§ **Data provided**

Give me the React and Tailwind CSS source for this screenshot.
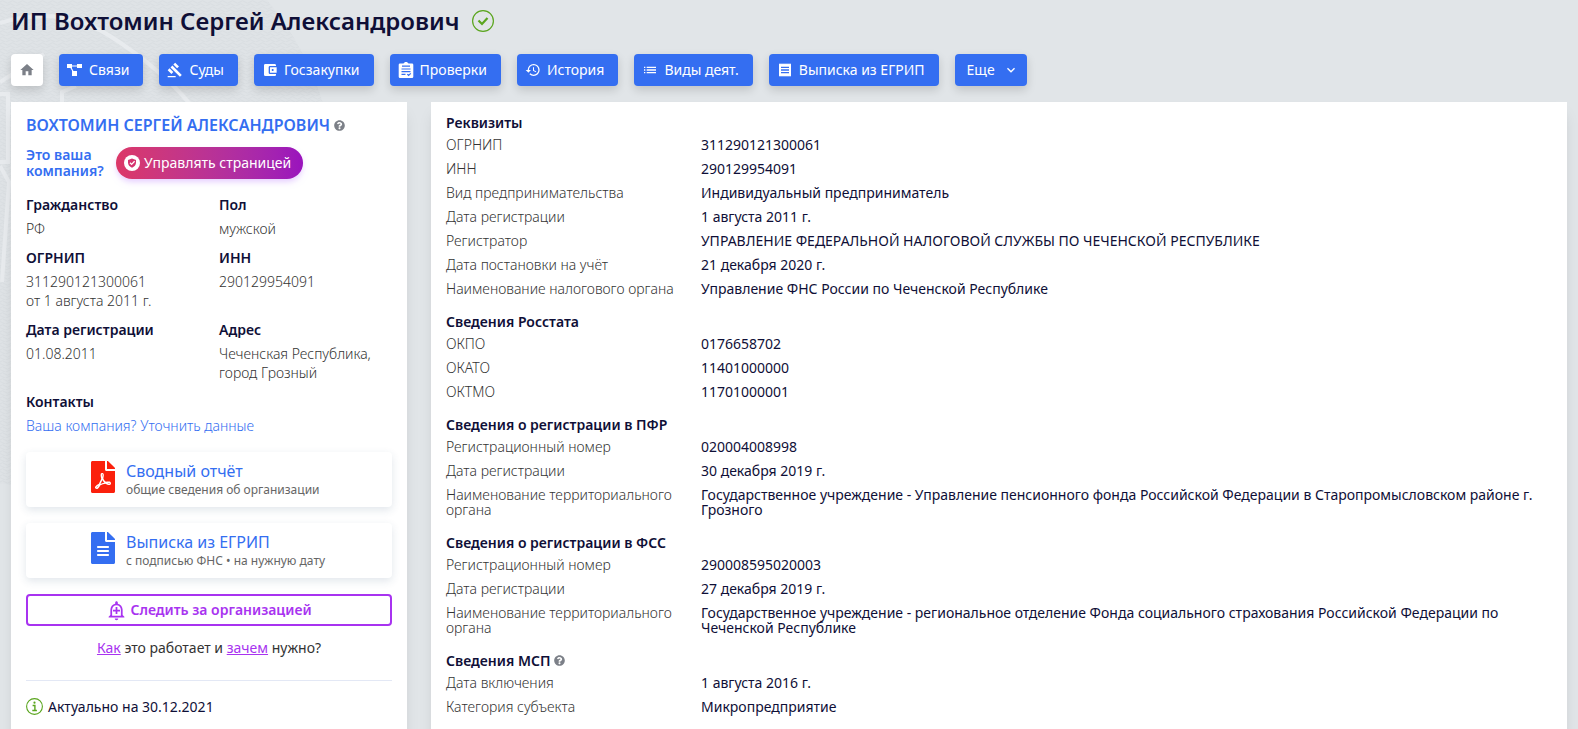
* * *
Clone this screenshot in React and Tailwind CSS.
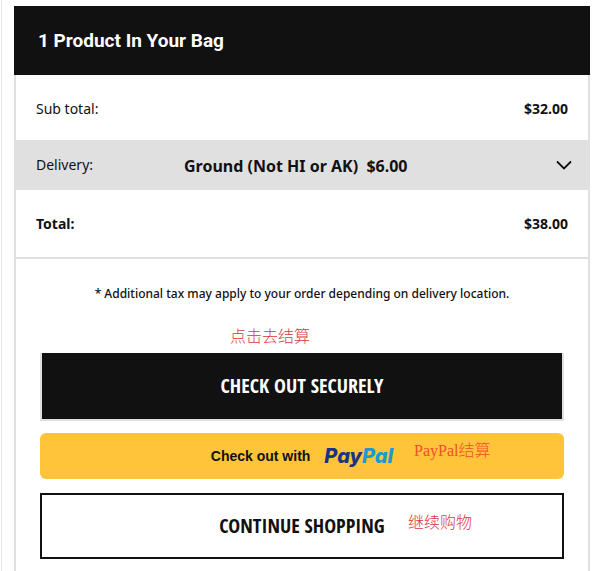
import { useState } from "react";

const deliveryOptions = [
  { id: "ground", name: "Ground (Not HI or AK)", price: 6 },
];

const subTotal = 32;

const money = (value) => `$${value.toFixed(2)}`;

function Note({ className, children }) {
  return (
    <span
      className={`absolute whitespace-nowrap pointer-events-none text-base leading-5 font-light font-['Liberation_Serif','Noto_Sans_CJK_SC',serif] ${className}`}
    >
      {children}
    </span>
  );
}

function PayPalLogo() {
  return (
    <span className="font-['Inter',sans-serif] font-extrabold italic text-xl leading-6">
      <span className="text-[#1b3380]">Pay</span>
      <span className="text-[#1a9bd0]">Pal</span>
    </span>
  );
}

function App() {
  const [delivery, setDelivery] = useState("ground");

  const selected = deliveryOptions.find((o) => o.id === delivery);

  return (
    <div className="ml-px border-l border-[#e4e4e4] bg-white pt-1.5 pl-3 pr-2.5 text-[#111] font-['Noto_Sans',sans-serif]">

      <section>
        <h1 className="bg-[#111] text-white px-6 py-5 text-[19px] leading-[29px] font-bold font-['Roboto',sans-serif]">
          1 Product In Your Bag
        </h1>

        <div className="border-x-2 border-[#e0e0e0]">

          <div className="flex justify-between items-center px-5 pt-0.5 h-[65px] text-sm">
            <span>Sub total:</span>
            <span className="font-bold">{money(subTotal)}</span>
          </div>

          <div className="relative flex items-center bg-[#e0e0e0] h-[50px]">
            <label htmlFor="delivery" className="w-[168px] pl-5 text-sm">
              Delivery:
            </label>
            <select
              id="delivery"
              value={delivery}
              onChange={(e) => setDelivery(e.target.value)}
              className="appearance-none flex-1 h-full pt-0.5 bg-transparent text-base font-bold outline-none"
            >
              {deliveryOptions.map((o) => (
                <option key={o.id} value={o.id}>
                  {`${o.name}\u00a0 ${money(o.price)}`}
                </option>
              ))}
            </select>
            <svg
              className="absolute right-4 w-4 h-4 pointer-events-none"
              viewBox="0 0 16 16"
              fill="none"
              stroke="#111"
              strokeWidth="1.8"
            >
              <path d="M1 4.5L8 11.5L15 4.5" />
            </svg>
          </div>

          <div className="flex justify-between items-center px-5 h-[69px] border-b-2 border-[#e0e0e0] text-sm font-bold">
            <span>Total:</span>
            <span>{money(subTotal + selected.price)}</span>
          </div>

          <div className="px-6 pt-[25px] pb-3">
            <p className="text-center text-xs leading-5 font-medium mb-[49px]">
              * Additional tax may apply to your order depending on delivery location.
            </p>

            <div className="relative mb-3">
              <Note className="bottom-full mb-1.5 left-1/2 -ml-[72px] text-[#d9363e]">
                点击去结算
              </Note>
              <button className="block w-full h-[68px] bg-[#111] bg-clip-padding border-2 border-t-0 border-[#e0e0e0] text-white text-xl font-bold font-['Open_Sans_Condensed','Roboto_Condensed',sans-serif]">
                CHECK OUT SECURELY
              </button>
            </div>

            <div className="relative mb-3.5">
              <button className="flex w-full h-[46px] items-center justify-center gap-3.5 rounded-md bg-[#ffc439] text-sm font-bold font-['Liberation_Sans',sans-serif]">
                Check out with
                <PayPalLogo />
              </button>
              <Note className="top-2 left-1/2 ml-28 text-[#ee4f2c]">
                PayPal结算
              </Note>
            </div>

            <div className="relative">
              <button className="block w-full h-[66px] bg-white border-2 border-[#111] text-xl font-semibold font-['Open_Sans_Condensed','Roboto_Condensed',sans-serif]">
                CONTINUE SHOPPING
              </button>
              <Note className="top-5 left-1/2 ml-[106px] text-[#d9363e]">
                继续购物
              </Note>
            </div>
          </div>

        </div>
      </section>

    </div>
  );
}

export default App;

§ **Problem description**
Leave out the pictures and transcribe exactly the lines from the one containing "Clone this screenshot" through the one containing "border-l border-[#e4e4e4] bg-white".

§ **The output**
Clone this screenshot in React and Tailwind CSS.
import { useState } from "react";

const deliveryOptions = [
  { id: "ground", name: "Ground (Not HI or AK)", price: 6 },
];

const subTotal = 32;

const money = (value) => `$${value.toFixed(2)}`;

function Note({ className, children }) {
  return (
    <span
      className={`absolute whitespace-nowrap pointer-events-none text-base leading-5 font-light font-['Liberation_Serif','Noto_Sans_CJK_SC',serif] ${className}`}
    >
      {children}
    </span>
  );
}

function PayPalLogo() {
  return (
    <span className="font-['Inter',sans-serif] font-extrabold italic text-xl leading-6">
      <span className="text-[#1b3380]">Pay</span>
      <span className="text-[#1a9bd0]">Pal</span>
    </span>
  );
}

function App() {
  const [delivery, setDelivery] = useState("ground");

  const selected = deliveryOptions.find((o) => o.id === delivery);

  return (
    <div className="ml-px border-l border-[#e4e4e4] bg-white pt-1.5 pl-3 pr-2.5 text-[#111] font-['Noto_Sans',sans-serif]">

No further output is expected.